= Expanding monomer =

Monomers which increase in volume

Expanding monomers are monomers which increase in volume (expand) during polymerization. They can be added to monomer formulations to counteract the usual volume shrinking (during polymerization) to manufacture products with higher quality and durability. Volume Shrinkage is in first line for the unmeltable thermosets a problem, since those are of fixed shape after polymerization completed.

== Background ==
The quality of thermosets (crosslinked polymers) is determined by a numerous factors such as the purity of the used monomer, polymerization time and temperature, stoichiometry of comonomers (when used) or type and quantity of catalyst or initiator. Another rarely minded factor is the volume shrinking (and density increase) during polymerization; actually all polymers are shrinking during polymerization to some degree. This volume shrinkage can lead (after the gel point) to mechanical stress within the polymer (internal stress), which may cause microfractures, worse mechanical properties or detaching form the substrate. Expandable monomers occupy after polymerization a greater volume than before and were designed to counteract the volumetric shrinkage upon addition. For other applications, like precision castings or dental fillings, a slight expansion during polymerization would be desirable for complete filling of a given mold. Nonetheless, for some applications even a small shrinkage can be desirable as for one-piece molds, to accomplish an easy removal. Expanding monomers are used to influence respectively control the volume change during the polymerization.

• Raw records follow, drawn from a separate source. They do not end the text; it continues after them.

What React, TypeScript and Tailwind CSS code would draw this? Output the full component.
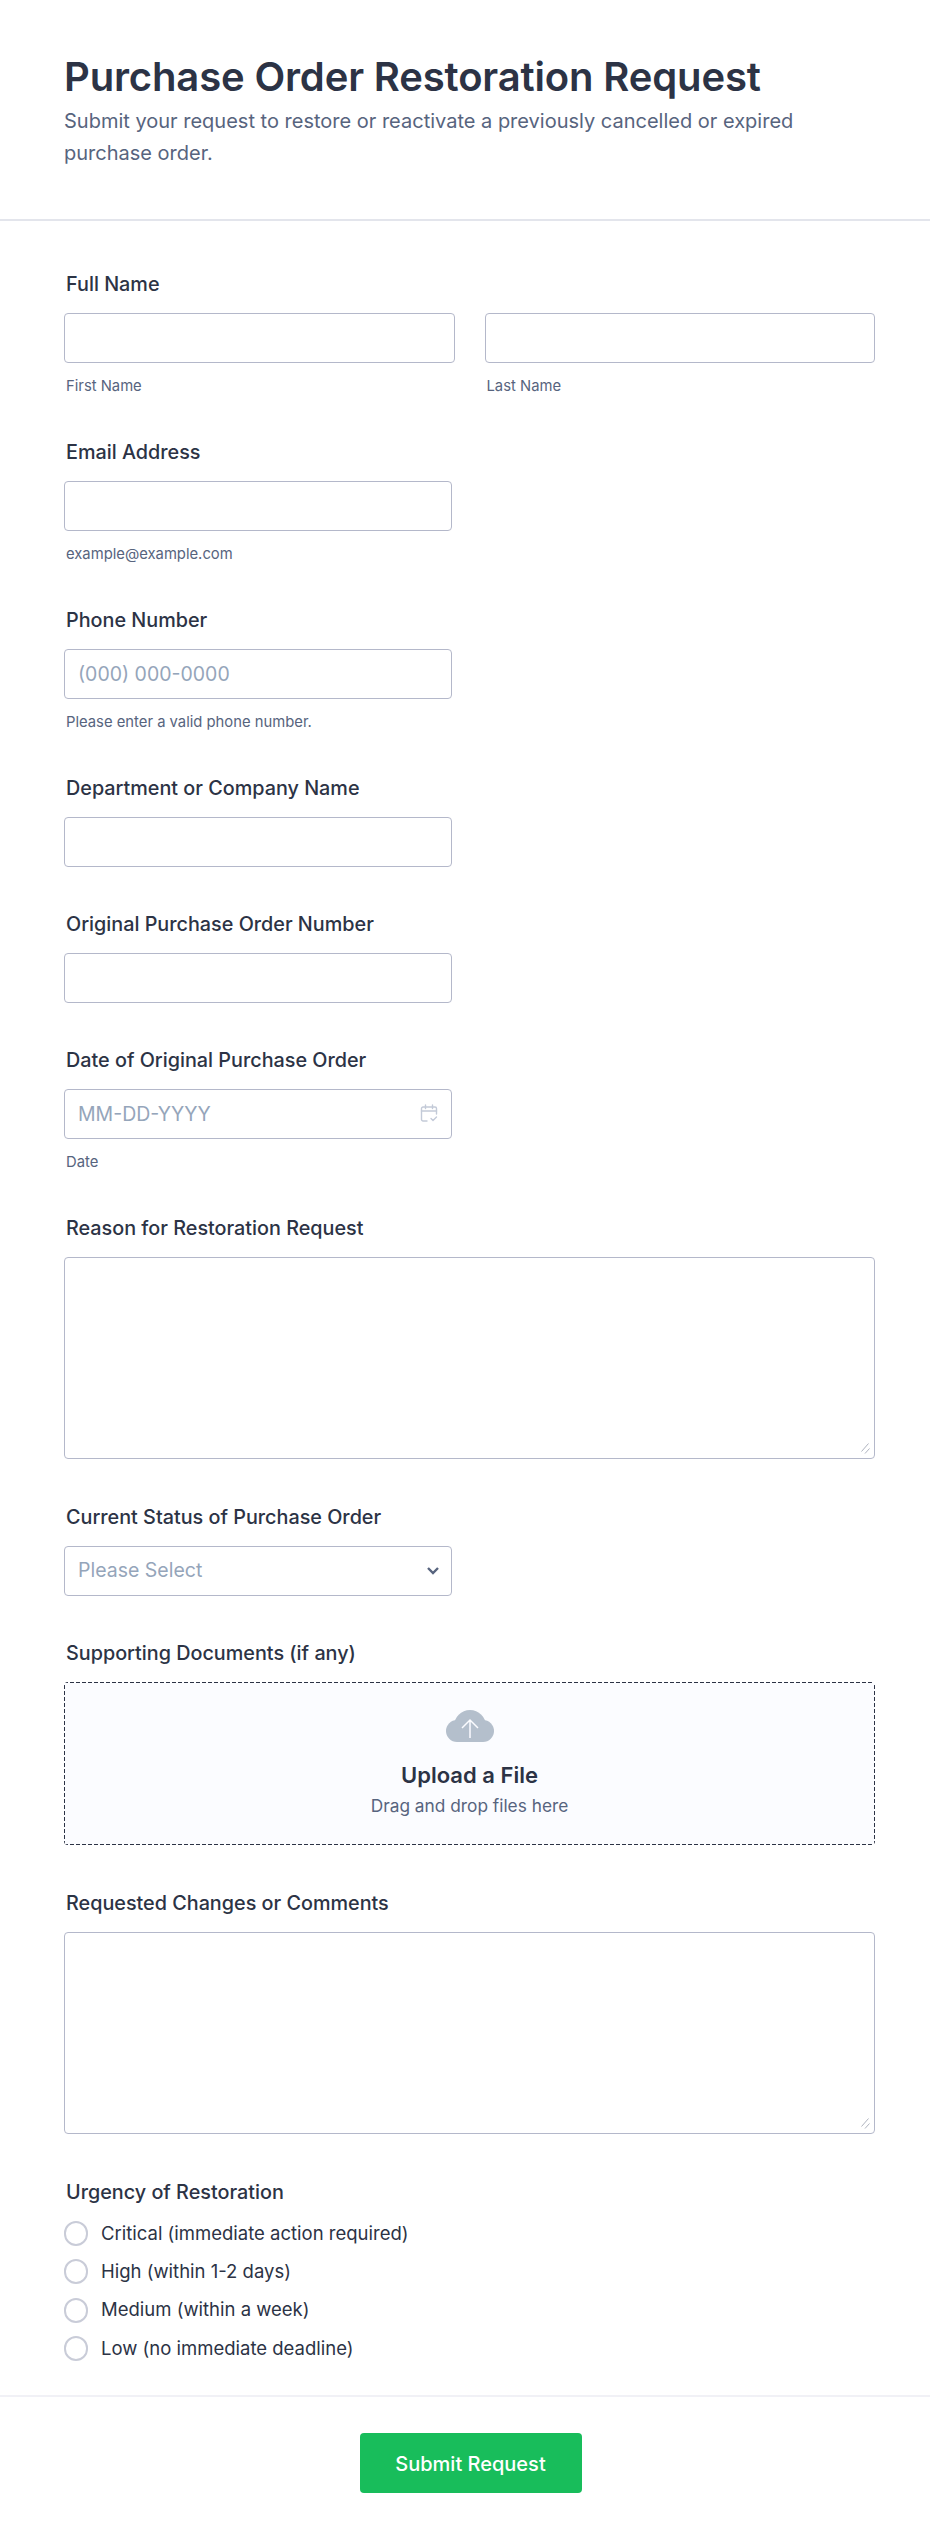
const inputClass =
  "block h-[50px] rounded-[4px] border border-[#b4b8ca] bg-white px-[13px] text-[19.5px] text-[#2c3345] placeholder:text-[#95a5ba] outline-none";

const Label = ({ children }: { children: React.ReactNode }) => (
  <label className="mb-[17px] block h-[24px] pl-[2px] text-[19.8px] leading-[24px] font-medium text-[#2c3345]">
    {children}
  </label>
);

const Sub = ({ children }: { children: React.ReactNode }) => (
  <p className="mt-[15px] h-[17px] pl-[2px] text-[14.8px] leading-[17px] text-[#57647e]">{children}</p>
);

const TextArea = () => (
  <div className="relative">
    <textarea className="block h-[202px] w-full resize-none rounded-[4px] border border-[#b4b8ca] bg-white px-3 py-2 text-[18px] text-[#2c3345] outline-none" />
    <svg className="absolute right-[5px] bottom-[5px]" width="9" height="11" viewBox="0 0 9 11" fill="none" stroke="#aeb3bf" strokeWidth="1">
      <path d="M0.500 8.500L7.500 0.500M4 10.500L8.500 5.500" />
    </svg>
  </div>
);

const CalendarIcon = () => (
  <svg width="18" height="18" viewBox="0 0 18 18" fill="none" stroke="#c3cad8" strokeWidth="1.4" strokeLinecap="round" strokeLinejoin="round">
    <path d="M7 17H3A1.500 1.500 0 0 1 1.500 15.500V4.500A1.500 1.500 0 0 1 3 3h12A1.500 1.500 0 0 1 16.500 4.500V10" />
    <path d="M1.500 7h15M5.500 1v3.500M12.500 1v3.500" />
    <path d="M11 14.500l2 2 3.500-3.500" />
  </svg>
);

const CloudIcon = () => (
  <svg width="48" height="32" viewBox="0 0 48 32">
    <g fill="#b4bfcc">
      <circle cx="24" cy="16" r="16" />
      <circle cx="11" cy="21" r="11" />
      <circle cx="37" cy="21" r="11" />
      <rect x="11" y="20" width="26" height="12" />
    </g>
    <path d="M24 28V10M16 18L24 10L32 18" fill="none" stroke="#fbfcff" strokeWidth="1.500" />
  </svg>
);

const urgency = [
  "Critical (immediate action required)",
  "High (within 1-2 days)",
  "Medium (within a week)",
  "Low (no immediate deadline)",
];

export default function App() {
  return (
    <div className="min-h-[2543px] bg-white font-['Inter',sans-serif]">
      <header className="h-[221px] border-b-2 border-[#e3e5ec] pt-[52px] pr-[55px] pl-16">
        <h1 className="text-[40px] leading-[50px] font-semibold tracking-[-0.15px] text-[#2c3345]">
          Purchase Order Restoration Request
        </h1>
        <p className="mt-[3px] text-[20px] leading-[32px] text-[#57647e]">
          Submit your request to restore or reactivate a previously cancelled or expired purchase order.
        </p>
      </header>

      <form className="pt-[51px] pr-[55px] pl-16">
        <div className="mb-[45px]">
          <Label>Full Name</Label>
          <div className="flex gap-[30px]">
            <div className="flex-1">
              <input className={`${inputClass} w-full`} />
              <Sub>First Name</Sub>
            </div>
            <div className="flex-1">
              <input className={`${inputClass} w-full`} />
              <Sub>Last Name</Sub>
            </div>
          </div>
        </div>

        <div className="mb-[45px]">
          <Label>Email Address</Label>
          <input className={`${inputClass} w-[388px]`} />
          <Sub>example@example.com</Sub>
        </div>

        <div className="mb-[45px]">
          <Label>Phone Number</Label>
          <input className={`${inputClass} w-[388px]`} placeholder="(000) 000-0000" />
          <Sub>Please enter a valid phone number.</Sub>
        </div>

        <div className="mb-[45px]">
          <Label>Department or Company Name</Label>
          <input className={`${inputClass} w-[388px]`} />
        </div>

        <div className="mb-[45px]">
          <Label>Original Purchase Order Number</Label>
          <input className={`${inputClass} w-[388px]`} />
        </div>

        <div className="mb-[45px]">
          <Label>Date of Original Purchase Order</Label>
          <div className="relative w-[388px]">
            <input className={`${inputClass} w-full`} placeholder="MM-DD-YYYY" />
            <span className="absolute top-[15px] right-[14px]">
              <CalendarIcon />
            </span>
          </div>
          <Sub>Date</Sub>
        </div>

        <div className="mb-[46px]">
          <Label>Reason for Restoration Request</Label>
          <TextArea />
        </div>

        <div className="mb-[45px]">
          <Label>Current Status of Purchase Order</Label>
          <div className="relative flex h-[50px] w-[388px] items-center rounded-[4px] border border-[#b4b8ca] bg-white px-[13px] text-[19.5px] text-[#95a5ba]">
            Please Select
            <svg className="absolute top-[19px] right-[11px]" width="14" height="10" viewBox="0 0 14 10" fill="none" stroke="#57647e" strokeWidth="2.400">
              <path d="M2 2l5 5 5-5" />
            </svg>
          </div>
        </div>

        <div className="mb-[46px]">
          <Label>Supporting Documents (if any)</Label>
          <div className="flex h-[163px] w-full flex-col items-center rounded-[4px] pt-[28px] [background:repeating-linear-gradient(90deg,#2c3345_0_4px,transparent_4px_6px)_top/100%_1px_no-repeat,repeating-linear-gradient(90deg,#2c3345_0_4px,transparent_4px_6px)_bottom/100%_1px_no-repeat,repeating-linear-gradient(0deg,#2c3345_0_4px,transparent_4px_6px)_left/1px_100%_no-repeat,repeating-linear-gradient(0deg,#2c3345_0_4px,transparent_4px_6px)_right/1px_100%_no-repeat,#fbfcff]">
            <CloudIcon />
            <p className="mt-[18px] text-[22px] leading-[30px] font-semibold text-[#2c3345]">Upload a File</p>
            <p className="mt-[4px] text-[17.3px] leading-[24px] text-[#57647e]">Drag and drop files here</p>
          </div>
        </div>

        <div className="mb-[46px]">
          <Label>Requested Changes or Comments</Label>
          <TextArea />
        </div>

        <div>
          <Label>Urgency of Restoration</Label>
          <div className="flex flex-col gap-[13.33px]">
            {urgency.map((item) => (
              <label key={item} className="flex h-[25px] items-center gap-[13px] text-[18.5px] text-[#2c3345]">
                <span className="h-[25px] w-[24px] rounded-full border-2 border-[#c9ccd8] bg-white" />
                {item}
              </label>
            ))}
          </div>
        </div>
      </form>

      <footer className="mt-[34px] flex justify-center border-t-2 border-[#f1f1f6] pt-[36px] pl-[11px]">
        <button className="h-[60px] w-[222px] rounded-[4px] bg-[#18bd5b] pt-[2px] text-[20px] font-medium text-white">
          Submit Request
        </button>
      </footer>
    </div>
  );
}
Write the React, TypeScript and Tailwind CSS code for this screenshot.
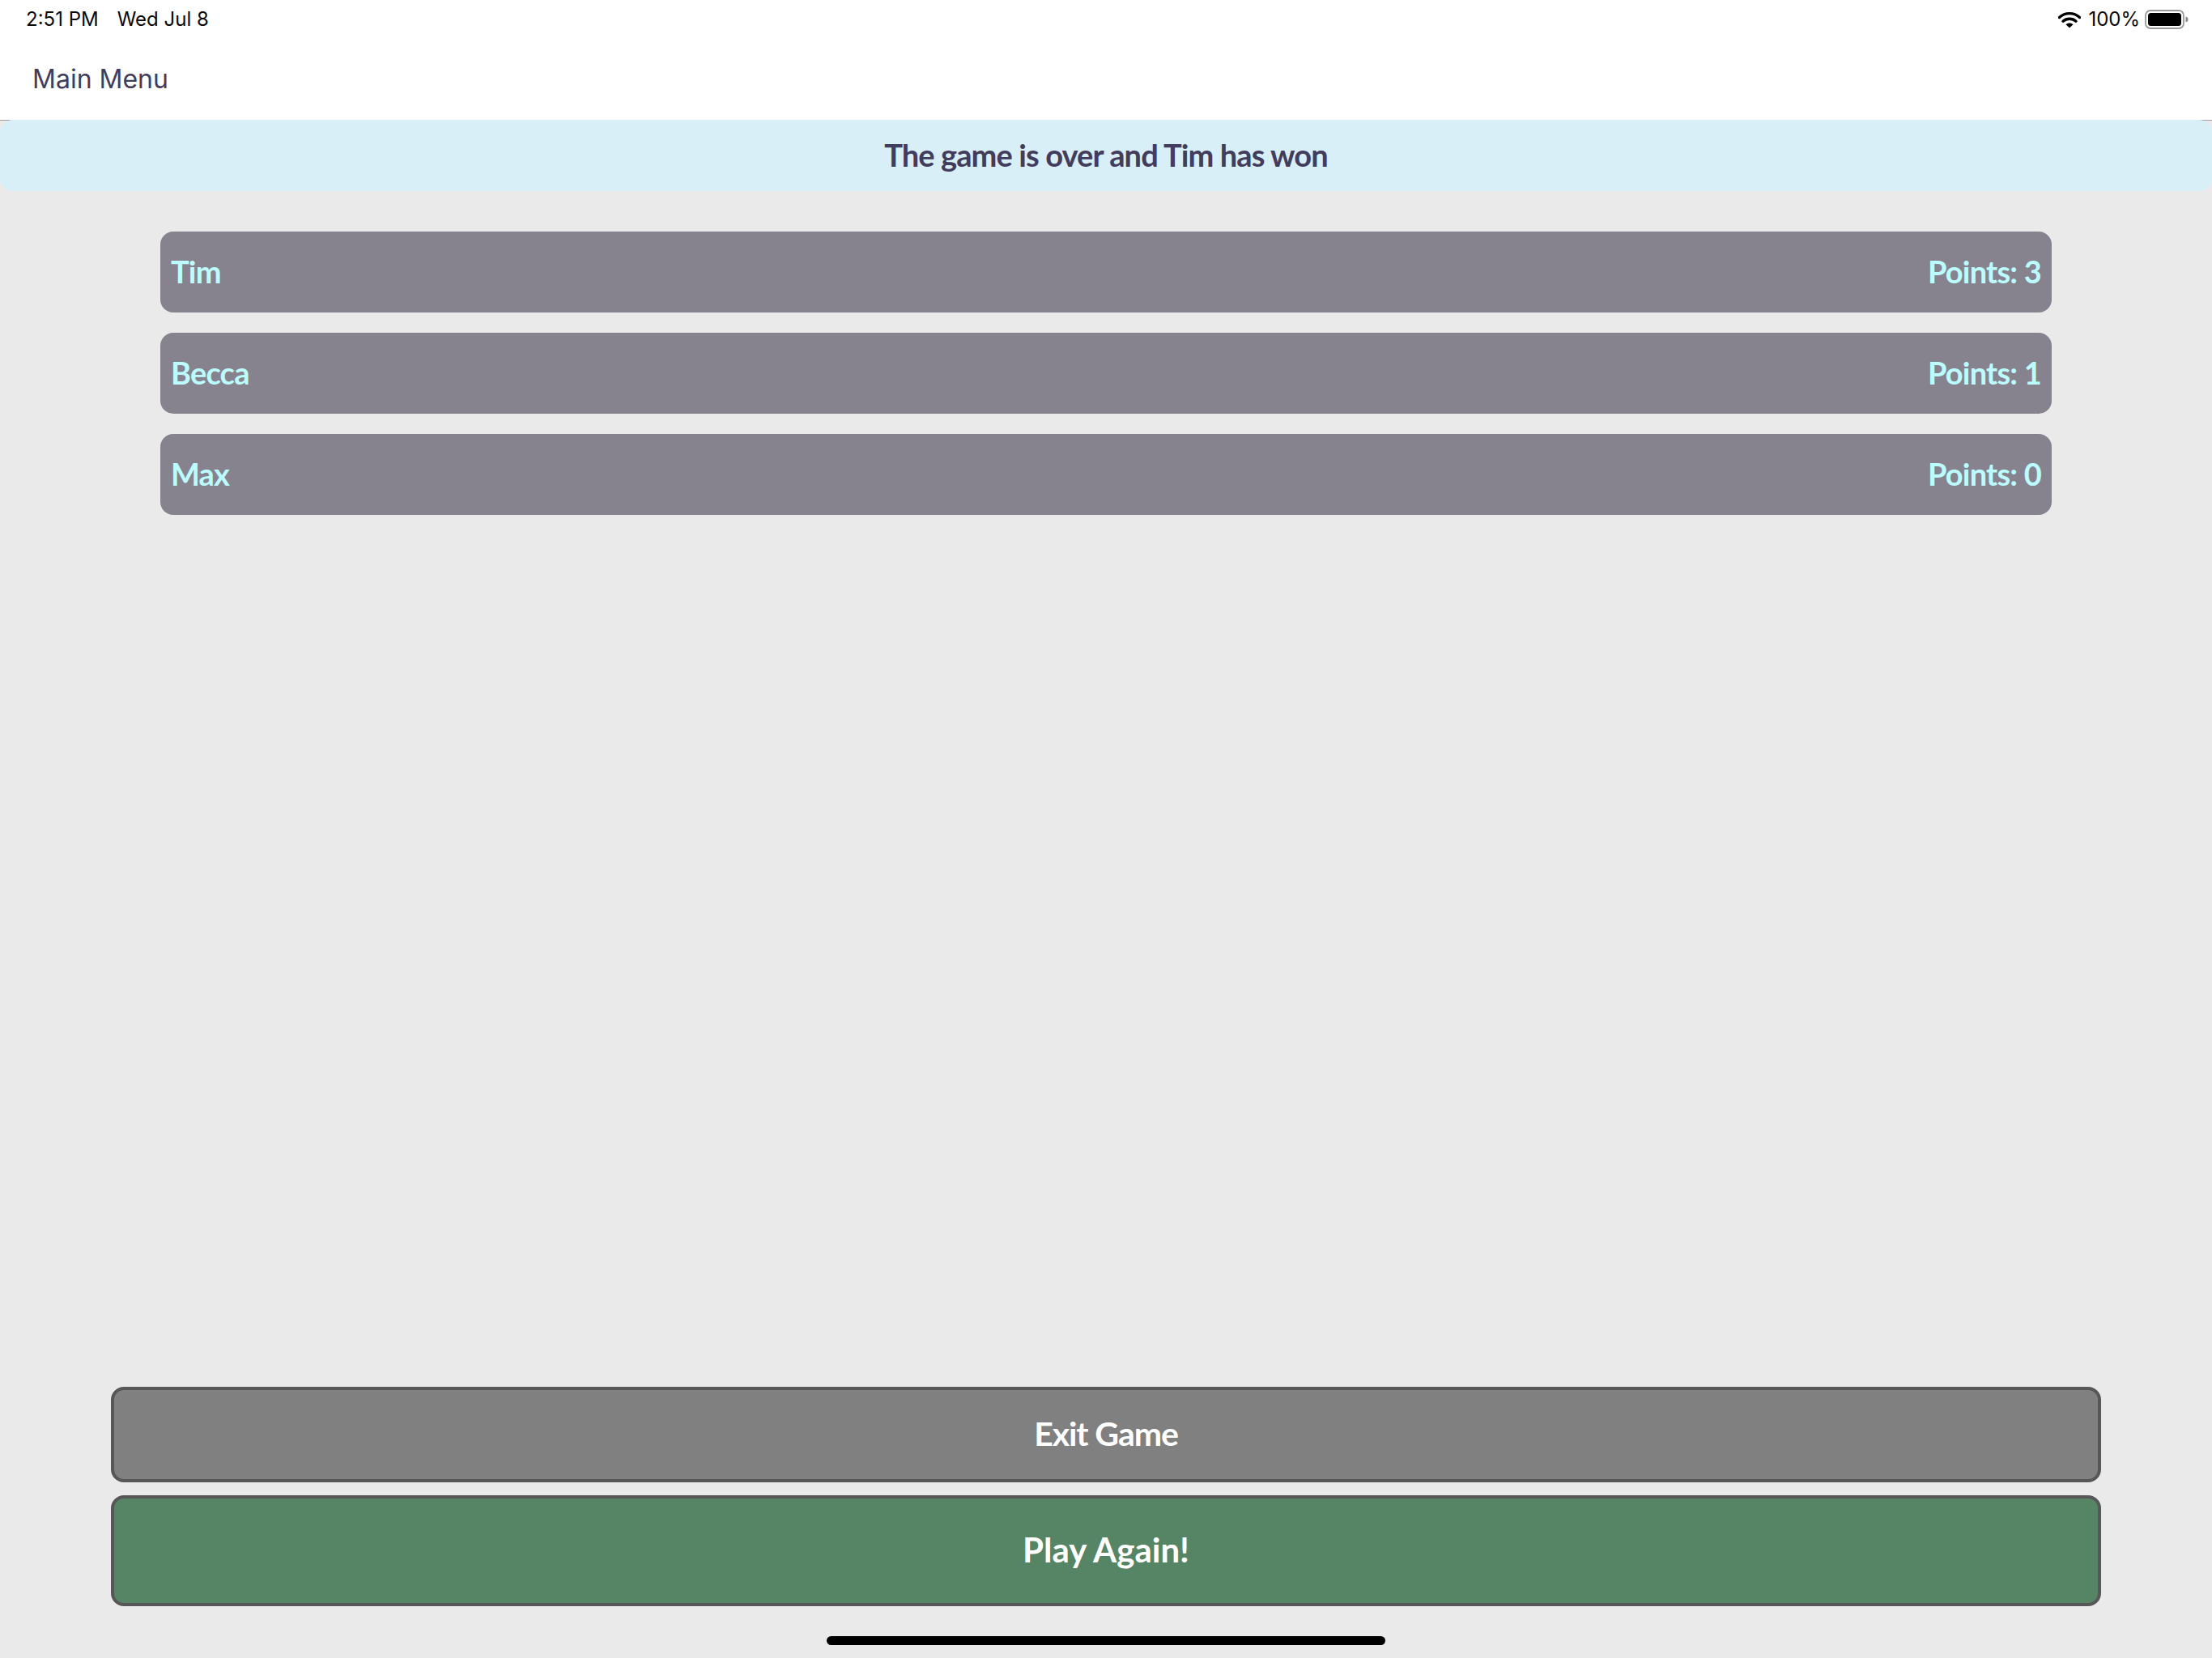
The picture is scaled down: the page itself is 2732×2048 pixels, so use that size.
const players = [
  { name: 'Tim', points: 3 },
  { name: 'Becca', points: 1 },
  { name: 'Max', points: 0 },
]

const handFont = { fontFamily: 'Lato, "Liberation Sans", sans-serif' }

function WifiIcon() {
  return (
    <svg width="28" height="21" viewBox="0 0 28 21" fill="none">
      <path d="M1.5 7.5C8.5 1 19.5 1 26.5 7.5" stroke="#000" strokeWidth="3.4" strokeLinecap="round" />
      <path d="M6 12.2C10.5 8.2 17.5 8.2 22 12.2" stroke="#000" strokeWidth="3.4" strokeLinecap="round" />
      <path d="M14 20.5L9.5 16.2C12 14 16 14 18.5 16.2L14 20.5Z" fill="#000" />
    </svg>
  )
}

function BatteryIcon() {
  return (
    <svg width="54" height="24" viewBox="0 0 54 24" fill="none">
      <rect x="1" y="1" width="47" height="22" rx="6" stroke="#9a9a9a" strokeWidth="1.8" />
      <rect x="4" y="4" width="41" height="16" rx="3.5" fill="#000" />
      <path d="M50.5 8.5C52.5 9 53.6 10.3 53.6 12C53.6 13.7 52.5 15 50.5 15.5V8.5Z" fill="#8a8a8a" />
    </svg>
  )
}

export default function App() {
  return (
    <div className="relative flex h-[2048px] w-[2732px] flex-col overflow-hidden bg-[#eaeaea]">
      <header
        className="flex h-[149px] shrink-0 flex-col border-b border-[#a0a0a0] bg-white"
        style={{ fontFamily: 'Inter, sans-serif' }}
      >
        <div className="flex h-[48px] items-center justify-between pl-[32px] pr-[29px] text-[24px] text-[#0a0a0a]">
          <div className="flex gap-[23px]">
            <span>2:51 PM</span>
            <span>Wed Jul 8</span>
          </div>
          <div className="flex items-center">
            <WifiIcon />
            <span className="ml-[9px] mr-[6px]">100%</span>
            <BatteryIcon />
          </div>
        </div>
        <div className="flex items-start pl-[40px] pt-[26px] text-[32px] leading-[48px] text-[#423d5c]">
          Main Menu
        </div>
      </header>

      <div className="relative -mt-px flex h-[88px] shrink-0 items-center justify-center rounded-[16px] bg-[#d9eff8] pb-[2px]">
        <span className="text-[38px] font-bold tracking-[-0.9px] text-[#423d5c]" style={handFont}>
          The game is over and Tim has won
        </span>
      </div>

      <main className="flex flex-col gap-[25px] px-[198px] pt-[50px]">
        {players.map((player) => (
          <div
            key={player.name}
            className="flex h-[100px] items-center justify-between rounded-[16px] bg-[#86838f] px-[13px] pb-[2px] text-[38px] font-bold tracking-[-0.8px] text-[#bcfcff]"
            style={handFont}
          >
            <span>{player.name}</span>
            <span>Points: {player.points}</span>
          </div>
        ))}
      </main>

      <div className="mt-auto flex flex-col gap-[16px] px-[137px] pb-[64px] font-bold text-white" style={handFont}>
        <button className="flex h-[118px] items-center justify-center rounded-[16px] border-4 border-[#575757] bg-[#808080] pb-[2px] text-[41px] tracking-[-1.1px]">
          Exit Game
        </button>
        <button className="flex h-[137px] items-center justify-center rounded-[16px] border-4 border-[#575757] bg-[#568565] pb-[2px] text-[42px]">
          Play Again!
        </button>
      </div>

      <div className="absolute bottom-[16px] left-[1021px] h-[11px] w-[690px] rounded-full bg-black" />
    </div>
  )
}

=== Reason for shrinkage ===
Shrinkage is observed during both, the polymerization and the crosslinking (curing) of monomers. This volume shrinkage is caused by various factors. The main reason is that the monomers are moving from an intermolecular van der Waals distance to covalent distance when a covalent bond is formed during polymerization. This can be emphasized for the example of the ethene polymerization.

It can be seen that the distance between to monomers changes from van der Waals distance (3.40 Å) to covalent distance of a single bond (1.54 Å), leading to a net change of -1.86 Å. The change from two double bonds (1.34 Å) to single bond (again 1.54 Å) results in a slight expansion (+0.2 Å each). Both effects added up are still resulting in substantial shrinkage.

A minor role is playing furthermore the entropy change while polymerization and the package density, as the polymer is more closely packed than the monomer. In step-growth polymerization (condensation reaction) small molecules are eliminated, which are also contributing to shrinkage when removed. At elevated temperatures also the thermal aging plays a role, where unreacted monomer can polymerize and degradation products and other small molecules are released.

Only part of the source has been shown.